WRITTEN PROBLEM: Leave out the pictures and set down exactly the lines from the start of the listing through the one with "const hours: string[]", both included.

PROVIDED DATA:
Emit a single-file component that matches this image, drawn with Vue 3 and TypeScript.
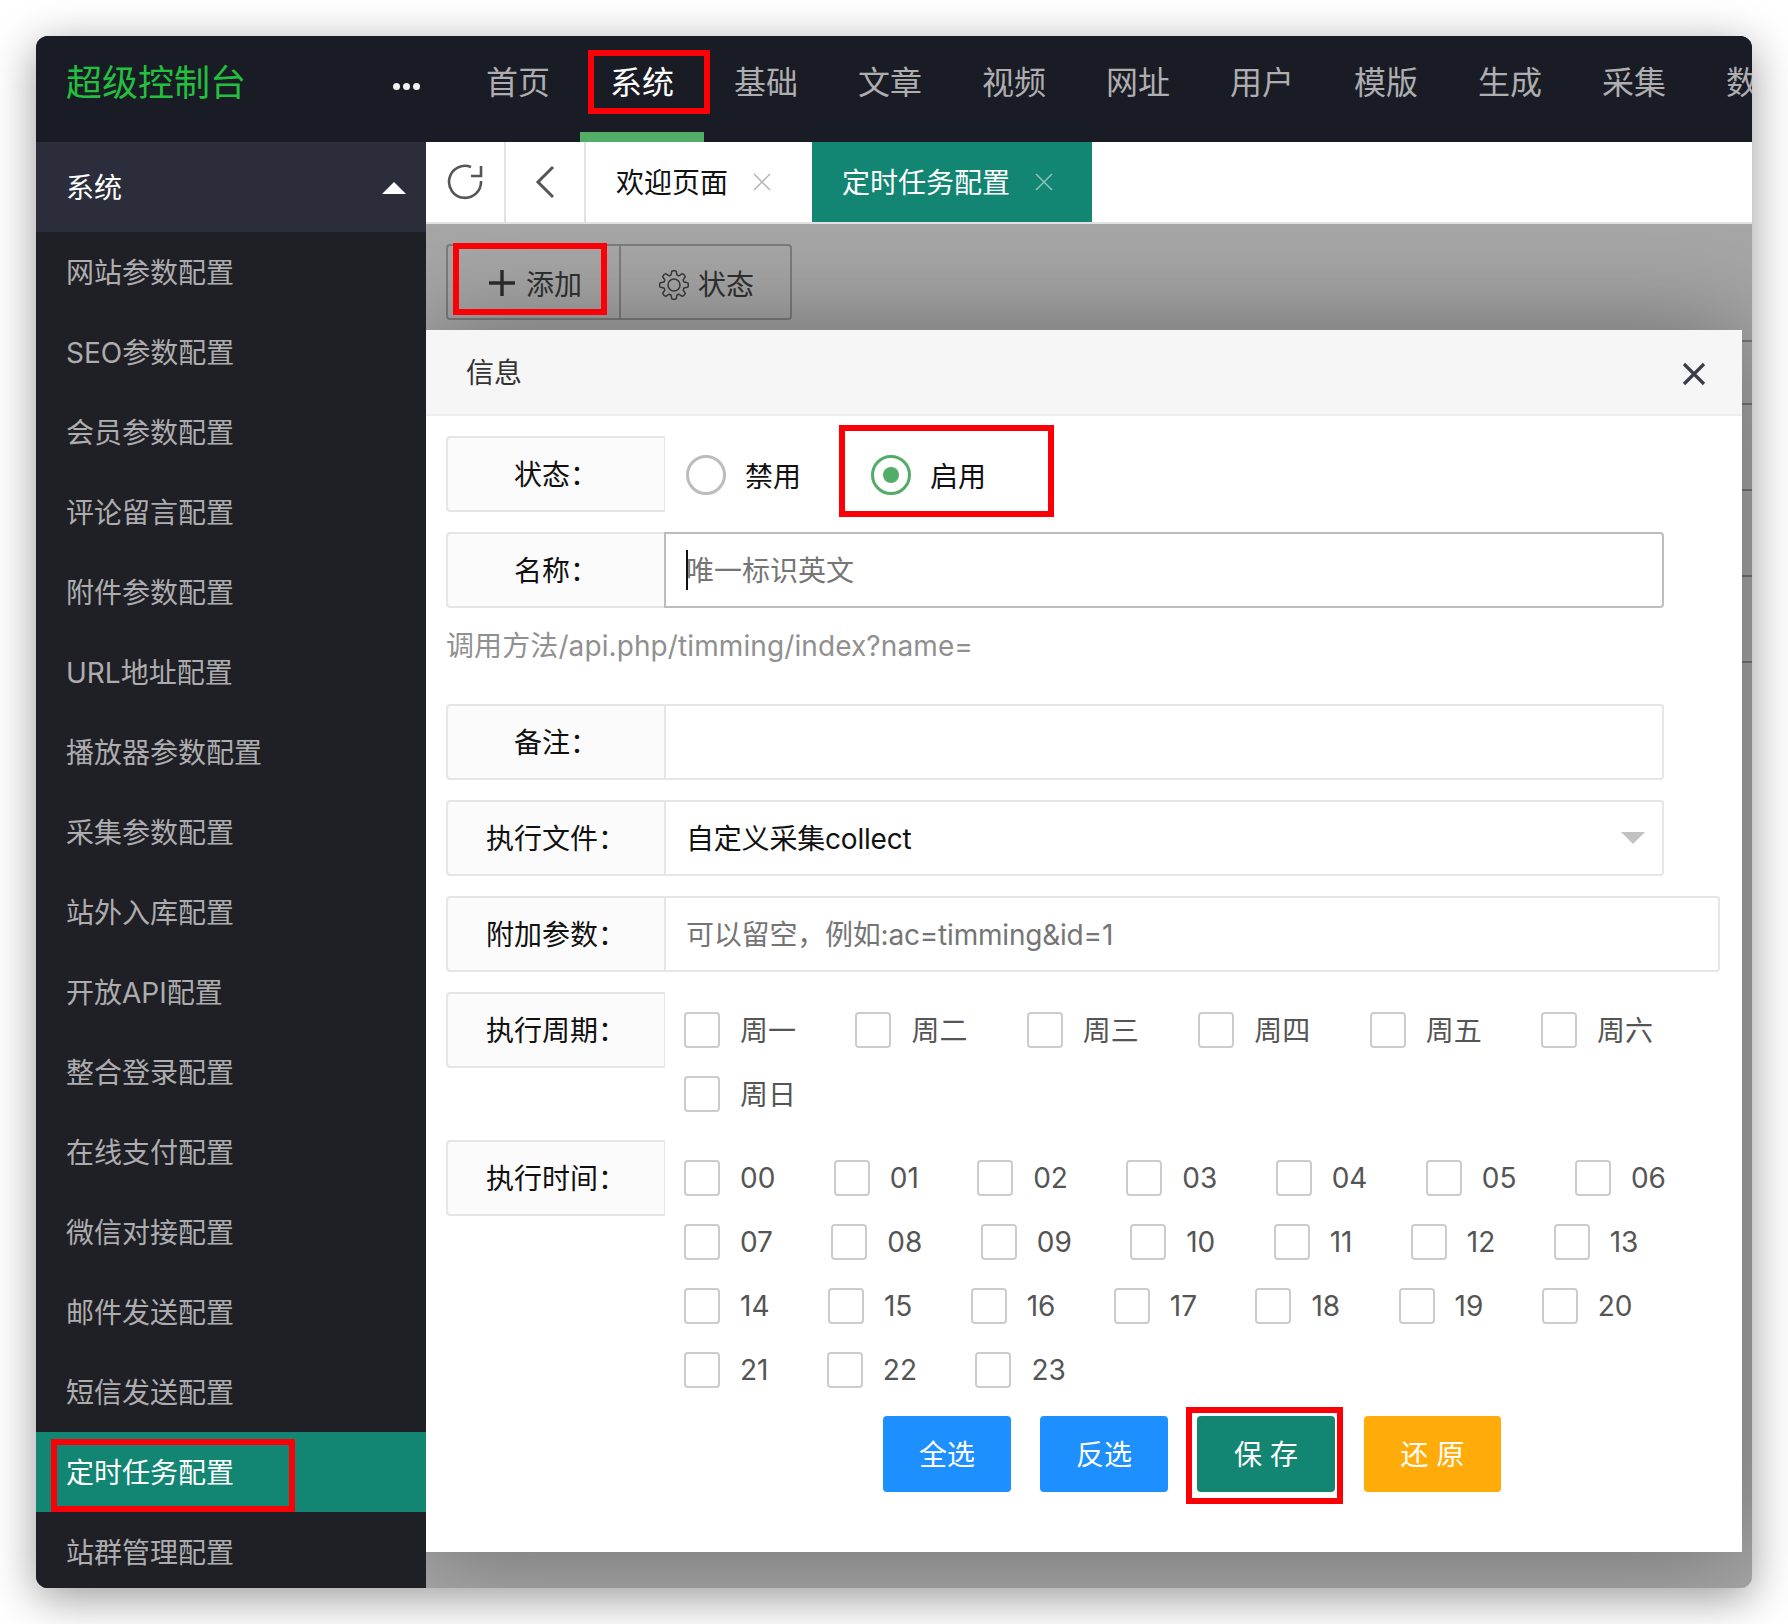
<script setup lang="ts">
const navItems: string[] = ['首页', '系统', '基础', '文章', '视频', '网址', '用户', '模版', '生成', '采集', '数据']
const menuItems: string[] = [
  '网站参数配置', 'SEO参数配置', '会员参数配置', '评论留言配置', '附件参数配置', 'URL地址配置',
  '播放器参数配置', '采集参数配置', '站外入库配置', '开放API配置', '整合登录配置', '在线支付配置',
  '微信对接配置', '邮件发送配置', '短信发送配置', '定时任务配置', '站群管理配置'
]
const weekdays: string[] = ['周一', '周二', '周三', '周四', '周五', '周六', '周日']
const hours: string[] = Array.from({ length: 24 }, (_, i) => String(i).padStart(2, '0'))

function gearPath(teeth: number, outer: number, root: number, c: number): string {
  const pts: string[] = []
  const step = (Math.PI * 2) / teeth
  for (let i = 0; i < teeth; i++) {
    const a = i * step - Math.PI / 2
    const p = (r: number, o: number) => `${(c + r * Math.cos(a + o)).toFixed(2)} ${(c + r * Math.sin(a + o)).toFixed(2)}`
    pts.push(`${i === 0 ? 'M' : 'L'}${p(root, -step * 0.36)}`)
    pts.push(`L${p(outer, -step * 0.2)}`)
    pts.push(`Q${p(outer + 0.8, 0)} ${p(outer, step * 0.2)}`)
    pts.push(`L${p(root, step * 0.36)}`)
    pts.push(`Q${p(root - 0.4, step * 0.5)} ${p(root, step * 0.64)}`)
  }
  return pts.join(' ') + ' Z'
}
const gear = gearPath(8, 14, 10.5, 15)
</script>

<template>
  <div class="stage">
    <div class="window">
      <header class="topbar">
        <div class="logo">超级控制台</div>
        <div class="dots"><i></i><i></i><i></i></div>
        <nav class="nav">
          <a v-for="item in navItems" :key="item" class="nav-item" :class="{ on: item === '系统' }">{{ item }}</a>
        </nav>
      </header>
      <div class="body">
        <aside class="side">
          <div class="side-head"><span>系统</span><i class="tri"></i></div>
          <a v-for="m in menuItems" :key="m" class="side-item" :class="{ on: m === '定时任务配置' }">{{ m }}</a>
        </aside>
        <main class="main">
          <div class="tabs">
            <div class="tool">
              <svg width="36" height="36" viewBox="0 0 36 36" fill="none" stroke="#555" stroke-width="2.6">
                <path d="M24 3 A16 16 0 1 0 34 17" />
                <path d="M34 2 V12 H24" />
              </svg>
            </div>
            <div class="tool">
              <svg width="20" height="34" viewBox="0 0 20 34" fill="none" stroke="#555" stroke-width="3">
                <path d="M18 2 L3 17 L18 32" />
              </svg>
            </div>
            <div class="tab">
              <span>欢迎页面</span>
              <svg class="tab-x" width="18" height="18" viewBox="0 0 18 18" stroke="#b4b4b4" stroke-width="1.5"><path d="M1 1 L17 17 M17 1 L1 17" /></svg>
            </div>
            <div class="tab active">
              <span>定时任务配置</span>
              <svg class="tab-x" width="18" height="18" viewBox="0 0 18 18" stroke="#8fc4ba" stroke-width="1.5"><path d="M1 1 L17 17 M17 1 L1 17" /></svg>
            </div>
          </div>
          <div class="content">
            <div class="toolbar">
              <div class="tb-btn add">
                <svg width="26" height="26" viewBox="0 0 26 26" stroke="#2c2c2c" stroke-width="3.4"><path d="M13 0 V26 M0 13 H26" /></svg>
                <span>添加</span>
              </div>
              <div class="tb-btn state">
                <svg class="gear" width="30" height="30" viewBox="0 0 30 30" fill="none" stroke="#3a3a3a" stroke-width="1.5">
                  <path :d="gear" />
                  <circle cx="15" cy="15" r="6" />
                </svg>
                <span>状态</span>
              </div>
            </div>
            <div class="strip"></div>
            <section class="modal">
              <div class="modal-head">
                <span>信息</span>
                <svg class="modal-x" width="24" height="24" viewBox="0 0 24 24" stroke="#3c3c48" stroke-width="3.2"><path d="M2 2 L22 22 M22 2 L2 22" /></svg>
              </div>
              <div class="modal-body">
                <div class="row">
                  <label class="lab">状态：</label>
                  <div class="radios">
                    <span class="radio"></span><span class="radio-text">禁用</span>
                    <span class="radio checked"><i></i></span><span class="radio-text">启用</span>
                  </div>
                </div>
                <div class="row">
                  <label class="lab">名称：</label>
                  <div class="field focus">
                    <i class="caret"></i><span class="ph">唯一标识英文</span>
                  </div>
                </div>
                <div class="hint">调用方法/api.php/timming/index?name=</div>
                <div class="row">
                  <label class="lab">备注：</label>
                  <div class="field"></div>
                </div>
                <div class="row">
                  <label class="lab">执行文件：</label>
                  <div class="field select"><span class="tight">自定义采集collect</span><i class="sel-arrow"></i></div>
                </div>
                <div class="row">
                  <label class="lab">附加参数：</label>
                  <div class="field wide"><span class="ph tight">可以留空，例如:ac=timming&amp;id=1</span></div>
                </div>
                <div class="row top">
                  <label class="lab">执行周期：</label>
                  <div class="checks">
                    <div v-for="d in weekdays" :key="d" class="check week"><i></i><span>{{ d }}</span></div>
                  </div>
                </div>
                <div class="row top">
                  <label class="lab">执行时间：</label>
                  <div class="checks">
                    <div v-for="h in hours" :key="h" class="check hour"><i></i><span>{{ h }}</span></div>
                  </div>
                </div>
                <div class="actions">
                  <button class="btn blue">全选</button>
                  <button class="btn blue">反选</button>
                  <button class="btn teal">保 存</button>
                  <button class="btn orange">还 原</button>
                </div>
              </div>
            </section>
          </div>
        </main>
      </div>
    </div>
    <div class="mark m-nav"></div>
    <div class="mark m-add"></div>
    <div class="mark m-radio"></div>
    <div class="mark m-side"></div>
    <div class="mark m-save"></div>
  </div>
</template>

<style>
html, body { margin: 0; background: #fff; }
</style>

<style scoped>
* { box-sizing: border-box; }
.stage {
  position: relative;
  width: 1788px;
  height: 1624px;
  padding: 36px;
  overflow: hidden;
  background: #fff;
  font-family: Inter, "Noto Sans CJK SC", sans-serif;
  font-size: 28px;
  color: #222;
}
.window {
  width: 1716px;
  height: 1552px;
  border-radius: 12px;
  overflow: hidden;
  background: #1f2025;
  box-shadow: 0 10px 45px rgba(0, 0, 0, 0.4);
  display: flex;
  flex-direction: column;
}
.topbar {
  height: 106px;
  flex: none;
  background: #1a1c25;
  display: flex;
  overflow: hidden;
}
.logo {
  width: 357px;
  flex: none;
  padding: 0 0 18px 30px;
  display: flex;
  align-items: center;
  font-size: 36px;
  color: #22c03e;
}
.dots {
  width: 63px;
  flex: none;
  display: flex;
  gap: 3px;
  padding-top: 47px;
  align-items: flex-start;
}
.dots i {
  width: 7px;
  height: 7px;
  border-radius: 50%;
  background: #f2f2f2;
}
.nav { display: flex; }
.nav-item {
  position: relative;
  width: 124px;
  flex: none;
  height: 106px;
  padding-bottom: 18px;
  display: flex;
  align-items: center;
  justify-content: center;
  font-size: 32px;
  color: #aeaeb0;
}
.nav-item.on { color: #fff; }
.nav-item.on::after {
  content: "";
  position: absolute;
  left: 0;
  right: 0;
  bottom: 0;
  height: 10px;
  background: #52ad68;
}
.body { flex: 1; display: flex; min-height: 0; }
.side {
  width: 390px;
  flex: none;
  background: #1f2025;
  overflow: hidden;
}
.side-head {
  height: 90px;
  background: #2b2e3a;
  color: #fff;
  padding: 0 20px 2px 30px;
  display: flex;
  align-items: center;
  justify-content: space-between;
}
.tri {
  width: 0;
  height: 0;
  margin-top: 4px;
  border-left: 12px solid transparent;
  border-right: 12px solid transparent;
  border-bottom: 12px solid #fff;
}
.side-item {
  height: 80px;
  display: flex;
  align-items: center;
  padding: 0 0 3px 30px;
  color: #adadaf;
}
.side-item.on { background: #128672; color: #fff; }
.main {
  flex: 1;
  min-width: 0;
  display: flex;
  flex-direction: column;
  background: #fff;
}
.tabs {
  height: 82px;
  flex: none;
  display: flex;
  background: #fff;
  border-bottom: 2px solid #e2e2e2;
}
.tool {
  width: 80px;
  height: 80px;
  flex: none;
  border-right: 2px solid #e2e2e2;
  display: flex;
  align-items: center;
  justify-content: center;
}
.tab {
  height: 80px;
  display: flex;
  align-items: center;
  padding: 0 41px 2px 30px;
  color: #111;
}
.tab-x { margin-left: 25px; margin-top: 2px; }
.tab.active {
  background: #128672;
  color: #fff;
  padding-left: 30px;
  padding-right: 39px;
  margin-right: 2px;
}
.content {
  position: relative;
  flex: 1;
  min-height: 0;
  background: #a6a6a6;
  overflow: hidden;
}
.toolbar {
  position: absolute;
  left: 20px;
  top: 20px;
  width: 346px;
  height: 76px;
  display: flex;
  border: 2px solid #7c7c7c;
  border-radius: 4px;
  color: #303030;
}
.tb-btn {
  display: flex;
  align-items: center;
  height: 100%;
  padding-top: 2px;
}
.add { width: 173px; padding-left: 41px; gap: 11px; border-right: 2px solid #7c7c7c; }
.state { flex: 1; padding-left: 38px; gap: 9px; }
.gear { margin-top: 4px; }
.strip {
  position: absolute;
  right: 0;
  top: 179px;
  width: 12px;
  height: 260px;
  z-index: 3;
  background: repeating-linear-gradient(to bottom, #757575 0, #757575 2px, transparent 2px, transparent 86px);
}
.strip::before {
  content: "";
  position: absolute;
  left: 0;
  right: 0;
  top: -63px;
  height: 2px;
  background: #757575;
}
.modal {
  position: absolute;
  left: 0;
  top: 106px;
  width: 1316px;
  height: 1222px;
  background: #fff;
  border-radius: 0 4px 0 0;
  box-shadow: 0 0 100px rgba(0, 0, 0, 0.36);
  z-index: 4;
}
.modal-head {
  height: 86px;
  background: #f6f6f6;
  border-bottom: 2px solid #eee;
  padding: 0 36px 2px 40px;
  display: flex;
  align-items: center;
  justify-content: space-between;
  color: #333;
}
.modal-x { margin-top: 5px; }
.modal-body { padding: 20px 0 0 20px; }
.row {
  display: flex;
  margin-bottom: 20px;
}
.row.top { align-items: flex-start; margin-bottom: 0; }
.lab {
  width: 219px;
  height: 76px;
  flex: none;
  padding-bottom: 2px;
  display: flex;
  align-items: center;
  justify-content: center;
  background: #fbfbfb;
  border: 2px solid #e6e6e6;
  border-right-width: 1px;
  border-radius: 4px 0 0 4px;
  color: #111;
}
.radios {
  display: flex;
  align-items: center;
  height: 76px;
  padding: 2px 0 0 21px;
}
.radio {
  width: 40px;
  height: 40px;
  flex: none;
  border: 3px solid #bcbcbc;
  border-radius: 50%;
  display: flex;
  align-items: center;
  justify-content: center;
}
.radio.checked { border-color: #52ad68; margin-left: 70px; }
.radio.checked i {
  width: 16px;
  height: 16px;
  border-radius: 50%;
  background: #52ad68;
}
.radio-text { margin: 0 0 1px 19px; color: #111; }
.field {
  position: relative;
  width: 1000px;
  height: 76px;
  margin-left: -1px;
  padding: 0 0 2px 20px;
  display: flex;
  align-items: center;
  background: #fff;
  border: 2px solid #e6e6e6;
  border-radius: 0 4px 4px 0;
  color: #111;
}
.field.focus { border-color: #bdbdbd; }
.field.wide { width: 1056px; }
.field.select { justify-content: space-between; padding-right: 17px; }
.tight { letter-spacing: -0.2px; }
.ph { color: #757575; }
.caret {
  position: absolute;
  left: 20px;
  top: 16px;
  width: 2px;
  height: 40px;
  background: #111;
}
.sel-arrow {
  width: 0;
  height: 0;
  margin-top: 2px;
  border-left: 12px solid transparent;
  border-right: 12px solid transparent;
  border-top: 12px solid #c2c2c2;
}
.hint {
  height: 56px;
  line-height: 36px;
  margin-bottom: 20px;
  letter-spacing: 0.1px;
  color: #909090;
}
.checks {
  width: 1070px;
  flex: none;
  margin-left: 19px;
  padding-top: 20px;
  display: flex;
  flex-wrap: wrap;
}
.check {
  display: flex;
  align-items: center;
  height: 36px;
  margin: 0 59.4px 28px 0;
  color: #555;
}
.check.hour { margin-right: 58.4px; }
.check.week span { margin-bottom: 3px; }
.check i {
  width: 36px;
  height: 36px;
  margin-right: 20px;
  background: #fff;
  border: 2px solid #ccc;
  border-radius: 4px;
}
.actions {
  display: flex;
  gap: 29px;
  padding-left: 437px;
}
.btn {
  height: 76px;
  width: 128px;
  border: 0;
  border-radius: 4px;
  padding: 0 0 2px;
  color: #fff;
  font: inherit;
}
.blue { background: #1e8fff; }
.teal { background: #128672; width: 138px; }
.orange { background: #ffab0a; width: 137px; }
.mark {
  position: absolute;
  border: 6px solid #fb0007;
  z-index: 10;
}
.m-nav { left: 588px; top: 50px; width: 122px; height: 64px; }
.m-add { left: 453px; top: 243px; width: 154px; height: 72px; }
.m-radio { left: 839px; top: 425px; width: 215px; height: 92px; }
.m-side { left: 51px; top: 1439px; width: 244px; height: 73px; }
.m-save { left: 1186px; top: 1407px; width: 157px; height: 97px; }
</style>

EXERCISE OUTPUT:
Emit a single-file component that matches this image, drawn with Vue 3 and TypeScript.
<script setup lang="ts">
const navItems: string[] = ['首页', '系统', '基础', '文章', '视频', '网址', '用户', '模版', '生成', '采集', '数据']
const menuItems: string[] = [
  '网站参数配置', 'SEO参数配置', '会员参数配置', '评论留言配置', '附件参数配置', 'URL地址配置',
  '播放器参数配置', '采集参数配置', '站外入库配置', '开放API配置', '整合登录配置', '在线支付配置',
  '微信对接配置', '邮件发送配置', '短信发送配置', '定时任务配置', '站群管理配置'
]
const weekdays: string[] = ['周一', '周二', '周三', '周四', '周五', '周六', '周日']
const hours: string[] = Array.from({ length: 24 }, (_, i) => String(i).padStart(2, '0'))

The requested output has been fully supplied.